Georgetown, Guyana – (March 7, 2019) Minister of State, Mr. Joseph Harmon, this morning, met with the Pan American Health Organisation/World Health Organisation (PAHO/WHO) Resident Representative, Dr. William Adu-Krow, where he committed to the resuscitation of the National Committee on Radiation Emergencies, which has been inactive for more than two years.
Dr. Adu-Krow, was accompanied by Ms. Petal Surujpaul, Medical Physicist at the Georgetown Public Hospital Corporation (GPHC) and Dr.

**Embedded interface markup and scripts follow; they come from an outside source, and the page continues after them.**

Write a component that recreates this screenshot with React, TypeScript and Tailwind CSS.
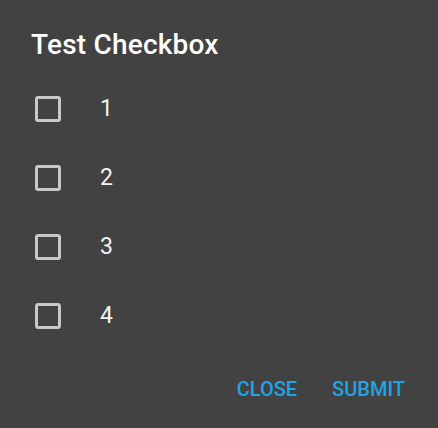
import React from "react";

export default function App() {
  const items = ["1", "2", "3", "4"];
  return (
    <div
      className="w-[438px] h-[428px] bg-[#424242] text-white flex flex-col"
      style={{ fontFamily: "Roboto, 'Noto Sans', sans-serif" }}
    >
      <div className="pt-[29px] pl-[31px] text-[28px] leading-[32px] font-medium tracking-[0.2px]">
        Test Checkbox
      </div>
      <div className="mt-[13px] flex flex-col">
        {items.map((n) => (
          <div key={n} className="h-[69px] flex items-center pl-[35px]">
            <div className="w-[26px] h-[26px] border-[3px] border-[#c8c8c8] rounded-[3px]" />
            <div className="ml-[39px] text-[23px] leading-[28px] text-[#f2f2f2]">{n}</div>
          </div>
        ))}
      </div>
      <div className="flex justify-end items-center pr-[33px] mt-[27px] gap-[35px] text-[20px] leading-[24px] font-medium text-[#1fa3e6]">
        <span>CLOSE</span>
        <span>SUBMIT</span>
      </div>
    </div>
  );
}
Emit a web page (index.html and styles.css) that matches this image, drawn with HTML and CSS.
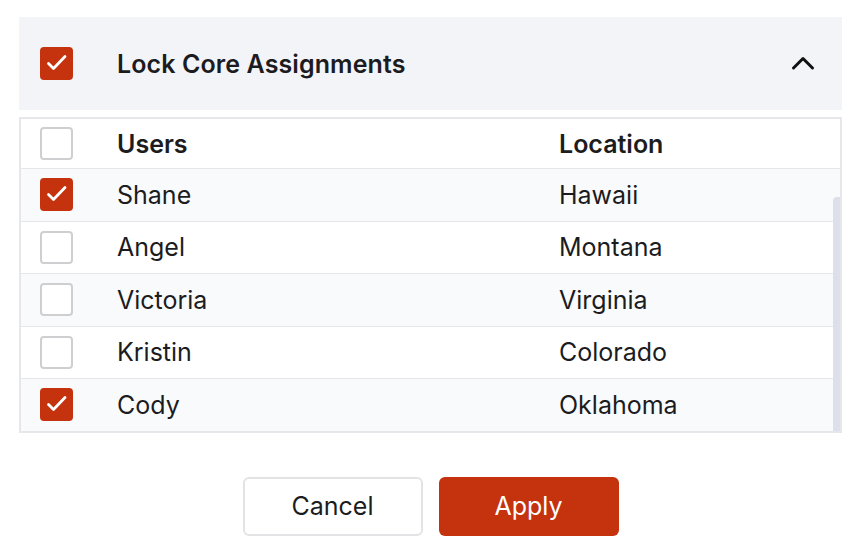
FILE: index.html
```html
<!DOCTYPE html>
<html lang="en">
<head>
    <meta charset="UTF-8" />
    <meta name="viewport" content="width=device-width, initial-scale=1.0" />
    <title>Lock Core Assignments</title>
    <link rel="stylesheet" href="styles.css">
</head>
<body>
  <div class="painel">
    <div class="cabecalho">
      <span class="caixa marcada">
        <svg viewBox="2 2 29 29"><path d="M8.5 16.5L13.5 21.5L25 9.5" /></svg>
      </span>
      <span class="titulo">Lock Core Assignments</span>
      <svg class="seta" viewBox="0 0 24 24"><path d="M2.5 16L12 6.5L21.5 16" /></svg>
    </div>

    <div class="tabela">
      <div class="linha topo">
        <span class="caixa"></span>
        <span class="col-usuario">Users</span>
        <span class="col-local">Location</span>
      </div>
      <div class="corpo">
        <div class="linha clara">
          <span class="caixa marcada"><svg viewBox="2 2 29 29"><path d="M8.5 16.5L13.5 21.5L25 9.5" /></svg></span>
          <span class="col-usuario">Shane</span>
          <span class="col-local">Hawaii</span>
        </div>
        <div class="linha">
          <span class="caixa"></span>
          <span class="col-usuario">Angel</span>
          <span class="col-local">Montana</span>
        </div>
        <div class="linha clara">
          <span class="caixa"></span>
          <span class="col-usuario">Victoria</span>
          <span class="col-local">Virginia</span>
        </div>
        <div class="linha">
          <span class="caixa"></span>
          <span class="col-usuario">Kristin</span>
          <span class="col-local">Colorado</span>
        </div>
        <div class="linha clara">
          <span class="caixa marcada"><svg viewBox="2 2 29 29"><path d="M8.5 16.5L13.5 21.5L25 9.5" /></svg></span>
          <span class="col-usuario">Cody</span>
          <span class="col-local">Oklahoma</span>
        </div>
        <div class="rolagem"></div>
      </div>
    </div>

    <div class="acoes">
      <button type="button" class="botao cancelar">Cancel</button>
      <button type="button" class="botao aplicar">Apply</button>
    </div>
  </div>
</body>
</html>
```

FILE: styles.css
```css
body {
    margin: 0;
    background: #fff;
    font-family: "Inter", "Noto Sans", sans-serif;
    color: #1c1c1e;
}

.painel {
    padding: 17px 23px 0 19px;
}

.cabecalho {
    display: flex;
    align-items: center;
    height: 93px;
    padding: 0 27px 0 21px;
    background: #f3f4f8;
}

.titulo {
    flex: 1;
    margin-left: 44px;
    font-size: 25px;
    font-weight: 600;
    letter-spacing: 0.1px;
}

.seta {
    width: 24px;
    height: 24px;
    fill: none;
    stroke: #111;
    stroke-width: 3;
    stroke-linecap: round;
    stroke-linejoin: round;
}

.caixa {
    box-sizing: border-box;
    width: 33px;
    height: 33px;
    flex: none;
    border: 2px solid #cfcfd2;
    border-radius: 4px;
    background: #fff;
    display: flex;
    align-items: center;
    justify-content: center;
}

.caixa.marcada {
    background: #c4320e;
    border-color: #c4320e;
}

.caixa svg {
    width: 29px;
    height: 29px;
    fill: none;
    stroke: #fff;
    stroke-width: 2.8;
    stroke-linecap: round;
    stroke-linejoin: round;
}

.tabela {
    margin-top: 7px;
    border: 2px solid #e6e7ea;
}

.corpo {
    position: relative;
}

.linha {
    display: flex;
    align-items: center;
    height: 51.5px;
    padding-left: 19px;
    border-top: 1px solid #e6e7ea;
    font-size: 25px;
    background: #fff;
}

.linha.topo {
    border-top: none;
    height: 49px;
    font-weight: 600;
}

.linha.clara {
    background: #f9fafc;
}

.col-usuario {
    width: 442px;
    margin-left: 44px;
}

.rolagem {
    position: absolute;
    right: 0;
    top: 29px;
    bottom: 0;
    width: 7px;
    background: #dde0eb;
    border-radius: 4px 0 0 0;
}

.acoes {
    display: flex;
    justify-content: center;
    gap: 16px;
    margin-top: 44px;
}

.botao {
    width: 180px;
    height: 59px;
    border-radius: 6px;
    font-family: inherit;
    font-size: 25px;
    cursor: pointer;
}

.cancelar {
    background: #fff;
    border: 2px solid #e3e3e6;
    color: #1c1c1e;
}

.aplicar {
    background: #c4320e;
    border: none;
    color: #fff;
}
```
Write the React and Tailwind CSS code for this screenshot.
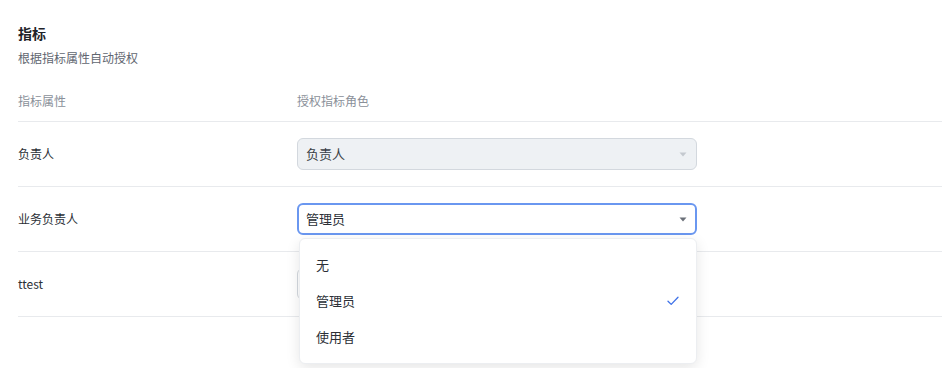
import React from "react"

const font = { fontFamily: '"Noto Sans CJK SC", "Noto Sans", sans-serif' }

function Caret({ color }) {
  return (
    <svg width="8" height="5" viewBox="0 0 8 5" className="shrink-0">
      <path d="M0.5 0.5h7L4 4.5z" fill={color} />
    </svg>
  )
}

function Check() {
  return (
    <svg width="12" height="10" viewBox="0 0 12 10" fill="none">
      <path d="M1 5.2l3.2 3.2L11 1.2" stroke="#3f72e8" strokeWidth="1.3" strokeLinecap="round" strokeLinejoin="round" />
    </svg>
  )
}

function Row({ label, children }) {
  return (
    <div className="flex h-[65px] items-center border-b border-[#e8eaed]">
      <div className="w-[279px] text-[12px] text-[#2b2f36]">{label}</div>
      <div className="relative">{children}</div>
    </div>
  )
}

export default function App() {
  const options = ["无", "管理员", "使用者"]
  return (
    <div className="h-[368px] w-[942px] overflow-hidden bg-white pl-[18px]" style={font}>
      <div className="pt-[23px]">
        <div className="text-[14px] font-semibold leading-5 text-[#1f2329]">指标</div>
        <div className="mt-[6px] text-[12px] leading-[18px] text-[#5f6670]">根据指标属性自动授权</div>
      </div>
      <div className="mt-[13px] flex h-[42px] items-center border-b border-[#e8eaed] text-[12px] text-[#8a9099]">
        <div className="w-[279px]">指标属性</div>
        <div>授权指标角色</div>
      </div>

      <Row label="负责人">
        <div className="flex h-[32px] w-[400px] items-center justify-between rounded-md border border-[#d3d8de] bg-[#eef1f4] pl-[8px] pr-[9px] text-[13px] text-[#3a3f46]">
          <span>负责人</span>
          <Caret color="#c4c9cf" />
        </div>
      </Row>

      <Row label="业务负责人">
        <div className="flex h-[32px] w-[400px] items-center justify-between rounded-md border-2 border-[#6a97f0] bg-white pl-[7px] pr-[8px] text-[13px] text-[#2b2f36]">
          <span>管理员</span>
          <Caret color="#6b7079" />
        </div>
        <div className="absolute left-[2px] top-[35px] z-10 w-[398px] rounded-md border border-[#eceef1] bg-white py-2 shadow-[0_4px_14px_rgba(0,0,0,0.10)]">
          {options.map((o) => (
            <div key={o} className="flex h-9 items-center justify-between pl-[16px] pr-[17px] text-[13px] text-[#2b2f36]">
              <span>{o}</span>
              {o === "管理员" && <Check />}
            </div>
          ))}
        </div>
      </Row>

      <Row label="ttest">
        <div className="flex h-[32px] w-[400px] items-center justify-between rounded-md border border-[#d3d8de] bg-white pl-[8px] pr-[9px] text-[13px] text-[#2b2f36]">
          <span>管理员</span>
          <Caret color="#6b7079" />
        </div>
      </Row>
    </div>
  )
}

Zoila Payton, IPC Consultant in Health Surveillance, Disease Prevention and Control.
Minister Harmon informed the team that while he will ensure that the Committee is revived and supported in whatever way possible, it must not become another talk shop or forum for inactivity.
“I think too many times when people want to waste time, they set up a Committee but this must never be the case with this one. People must work and things must get moving,” the Minister of State said.
In an invited comment, Dr. Adu-Krow, while welcoming Minister Harmon’s statement on the matter, said that his team has been advocating for the revival of the Committee, given the new sectors that are emerging in the country and the inherent risks therein.
“Sometimes we don’t think about these things until something catastrophic happens. God forbid we have spillage of radioactive materials, before we get help from overseas countries, we should be able to contain it and not only contain it but also prevent it and that is why we have met with Minister. We want him to put it in the limelight so that it can be revived again and they can do their work. We are pleased that Minister Harmon has given his full support on this,” the PAHO/WHO Representative said.
Meanwhile, Ms. Surujpaul explained that the Committee was formed back in 2015 for the management of radioactive materials. At that time, it was guided and advised by the Ministry of Natural Resources through the Environmental Protection Agency (EPA).
“We had several agencies and persons on that Committee that deal with radioactive sources in Guyana. After a while, the emphasis shifted from national coordination to emergency management only through International Health Regulations and that comes under the Ministry of Public Health (MoPH) and so we took a side step. Out of the requirements for the health regulations and several other activities and emphasis on cancer awareness, the need for legislation, monitoring, inspections, reinforcements and so on has come about; it is being done under EPA and MoPH but it is not umbrellaed or coordinated under one organisation nationally. So, because of that, the emphasis has now been reassigned to the National Committee,” she said.
Like Dr. Adu-Krow, Ms. Surujpaul said that the Committee is even more critical at this juncture of Guyana’s development, given the emerging sectors such as oil and gas and its potential risks to the environment and people through spills and accidents.
“Now we have more radioactive sources entering Guyana for the various sectors including mining and oil and gas and those are the ones with high activity levels and it is a lot more difficult to manage because it is being moved from one place to the other. With radiation, you can’t see or feel it; you don’t know you are feeling the effects of it, so it’s important now more than ever,” she said.